A maioria dos uniformes dos rapazes são doados por colegas ricos. Os jogadores precisam de ter chuteiras de futebol, meias aderentes e caneleiras para protegê-los de lesões. Apenas os jogadores ricos têm equipamentos completos, enquanto os restantes se revezam pedindo emprestado aos outros.
Alexa diz: “Nós emprestamos uns aos outros não apenas sapatos, mas também meias e uniformes”. Daryl não tem sapatos. Espera que um companheiro de equipa volte do campo para pedir emprestados os sapatos para ele poder jogar.
Durante os treinos e torneios, as mães dos jogadores de futebol levam comida “o triplo da dose habitual” porque sabem que a maioria não tem comida.
“Mas esses miúdos não recebem apenas. Sabem como compartilhar. Não tiram vantagem da situação”, diz Nida. Joel recebeu uma bolsa de 160 pesos por dia.
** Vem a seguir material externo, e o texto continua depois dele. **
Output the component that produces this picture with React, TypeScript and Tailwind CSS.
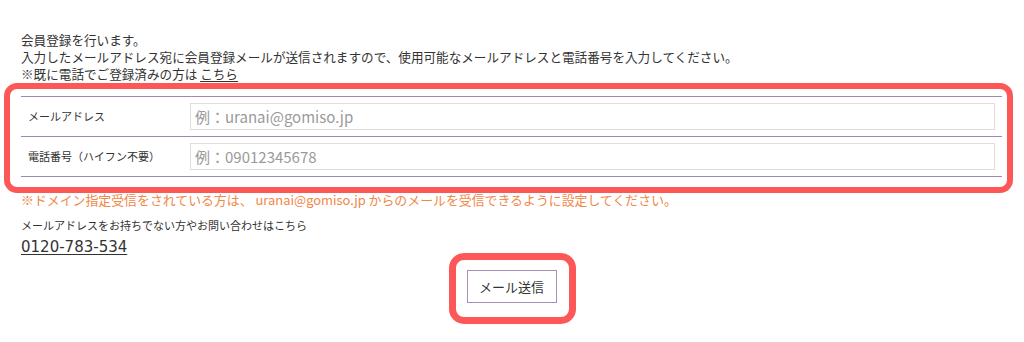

Disse que aceitaria apenas 100 para que mais colegas de equipa pudessem beneficiar.

Mesmo que o clube tenha como objetivo desenvolver crianças no desporto, a educação é uma prioridade de longo prazo para os organizadores. “Queremos que eles concluam a sua formação universitária. Por meio das suas capacidades no futebol, esperamos obter bolsas de estudos ou patrocínios universitários. Também estamos a procurar donativos para que mais crianças possam receber uma bolsa”, diz Jolly, gerente da equipa.
Existem três caminhos para os jovens que os levam a uma vida melhor, diz o Papa Francisco. O caminho da educação, o caminho do desporto e o caminho do trabalho. “A escola leva-vos para a frente, o desporto leva-vos para a frente e o trabalho leva-vos para a frente”. Billy e Daryl, foram levados para a frente mesmo com sapatos emprestados.